One of the biggest things I learned in this past year's study of Romans is the importance of unity, especially among believers. Throughout my years as a Christian, I've witnessed many splits in various ministries, reminding me that we're all ultimately imperfect humans. But while the world constantly changes, we must remember that God is unchanging and works all things for good. With that in mind, I pray that God will abundantly bless the BSF San Gabriel Young Adult Class with whatever He knows is best. May the Class always be a blessing to those who attend, leading them deeper into the Word of God and into friendships that are firmly rooted in Truth.

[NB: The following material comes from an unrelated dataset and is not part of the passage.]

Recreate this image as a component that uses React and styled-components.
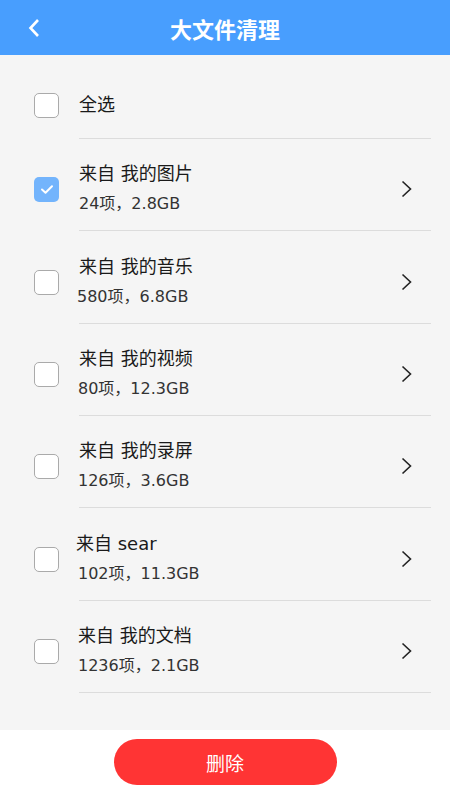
import React, { useState } from "react"
import styled, { createGlobalStyle } from "styled-components"

const GlobalStyle = createGlobalStyle`
  html, body {
    margin: 0;
    padding: 0;
  }
  body {
    font-family: "DejaVu Sans", "Noto Sans CJK SC", sans-serif;
    background: #f5f5f5;
  }
`

const Page = styled.div`
  display: flex;
  flex-direction: column;
  height: 100vh;
  background: #f5f5f5;
`

const Header = styled.header`
  position: relative;
  display: flex;
  align-items: center;
  justify-content: center;
  height: 55px;
  flex-shrink: 0;
  background: #489efe;
`

const BackButton = styled.button`
  position: absolute;
  left: 22px;
  top: 14px;
  width: 24px;
  height: 28px;
  padding: 0;
  border: 0;
  background: none;
  display: flex;
  align-items: center;
  justify-content: center;
`

const Title = styled.h1`
  margin: 0;
  color: #fff;
  font-size: 22px;
  font-weight: 700;
  font-family: "Noto Sans CJK SC", sans-serif;
  line-height: 30px;
`

const List = styled.div`
  flex: 1;
`

const Row = styled.div`
  display: flex;
  align-items: center;
  padding-top: ${props => props.$top}px;
  padding-left: 34px;
`

const Box = styled.span`
  flex-shrink: 0;
  box-sizing: border-box;
  width: 25px;
  height: 25px;
  margin-right: 20px;
  border-radius: 5px;
  display: flex;
  align-items: center;
  justify-content: center;
  background: ${props => (props.$checked ? "#73b4fc" : "#fff")};
  border: ${props => (props.$checked ? "none" : "1px solid #aaa")};
`

const Content = styled.div`
  flex: 1;
  display: flex;
  align-items: center;
  margin-right: 19px;
  padding: ${props => props.$pad}px 18px ${props => props.$pad}px 0;
  border-bottom: 1px solid #dcdcdc;
`

const Texts = styled.div`
  flex: 1;
  display: flex;
  flex-direction: column;
  gap: 4px;
`

const Name = styled.div`
  font-size: 18px;
  line-height: 26px;
  color: #1a1a1a;
  margin-left: ${props => props.$shift || 0}px;
`

const Meta = styled.div`
  font-size: 16px;
  line-height: 26px;
  color: #333;
  margin-left: ${props => props.$shift || 0}px;
`

const Footer = styled.footer`
  flex-shrink: 0;
  height: 70px;
  background: #fff;
  display: flex;
  justify-content: center;
  padding-top: 9px;
  box-sizing: border-box;
`

const DeleteButton = styled.button`
  width: 223px;
  height: 46px;
  border: 0;
  border-radius: 23px;
  background: #ff3434;
  color: #fff;
  font-size: 19px;
  font-family: "Noto Sans CJK SC", sans-serif;
`

const Check = () => (
  <svg width="14" height="11" viewBox="0 0 14 11">
    <path d="M2 5.5l3.5 3.2L12 2.2" fill="none" stroke="#fff" strokeWidth="2" strokeLinecap="round" strokeLinejoin="round" />
  </svg>
)

const Chevron = () => (
  <svg width="12" height="18" viewBox="0 0 12 18">
    <path d="M1.5 1.5l8 7.5-8 7.5" fill="none" stroke="#222" strokeWidth="1.6" />
  </svg>
)

const items = [
  { name: "来自 我的图片", meta: "24项，2.8GB", checked: true },
  { name: "来自 我的音乐", meta: "580项，6.8GB", metaShift: -2 },
  { name: "来自 我的视频", meta: "80项，12.3GB", metaShift: -1 },
  { name: "来自 我的录屏", meta: "126项，3.6GB", metaShift: -1 },
  { name: "来自 sear", meta: "102项，11.3GB", nameShift: -3, metaShift: -1 },
  { name: "来自 我的文档", meta: "1236项，2.1GB", nameShift: -1, metaShift: -1 },
]

export default function App() {
  const [checked, setChecked] = useState(items.map(i => !!i.checked))
  const all = checked.every(Boolean)

  const toggle = idx =>
    setChecked(prev => prev.map((c, i) => (i === idx ? !c : c)))

  return (
    <Page>
      <GlobalStyle />
      <Header>
        <BackButton aria-label="返回">
          <svg width="12" height="20" viewBox="0 0 12 20">
            <path d="M10 2L2.5 10l7.5 8" fill="none" stroke="#fff" strokeWidth="2.6" />
          </svg>
        </BackButton>
        <Title>大文件清理</Title>
      </Header>
      <List>
        <Row $top={17}>
          <Box $checked={all} onClick={() => setChecked(items.map(() => !all))}>
            {all && <Check />}
          </Box>
          <Content $pad={20}>
            <Texts>
              <Name>全选</Name>
            </Texts>
          </Content>
        </Row>
        {items.map((item, i) => (
          <Row key={item.name} $top={9.33}>
            <Box $checked={checked[i]} onClick={() => toggle(i)}>
              {checked[i] && <Check />}
            </Box>
            <Content $pad={13}>
              <Texts>
                <Name $shift={item.nameShift}>{item.name}</Name>
                <Meta $shift={item.metaShift}>{item.meta}</Meta>
              </Texts>
              <Chevron />
            </Content>
          </Row>
        ))}
      </List>
      <Footer>
        <DeleteButton>删除</DeleteButton>
      </Footer>
    </Page>
  )
}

On Tuesday night, I stepped out of the Young Adult Class for the final time. Now, it's time to bravely move forward into a new chapter. There will certainly be both new opportunities to embrace and new challenges to face. But the foundation of Truth remains the same, and it is on that unchanging foundation that I must continue building my faith and my life. May God continue leading me according to His good and perfect will, opening my heart and mind to desire His Word and granting me a community where that desire can be nurtured.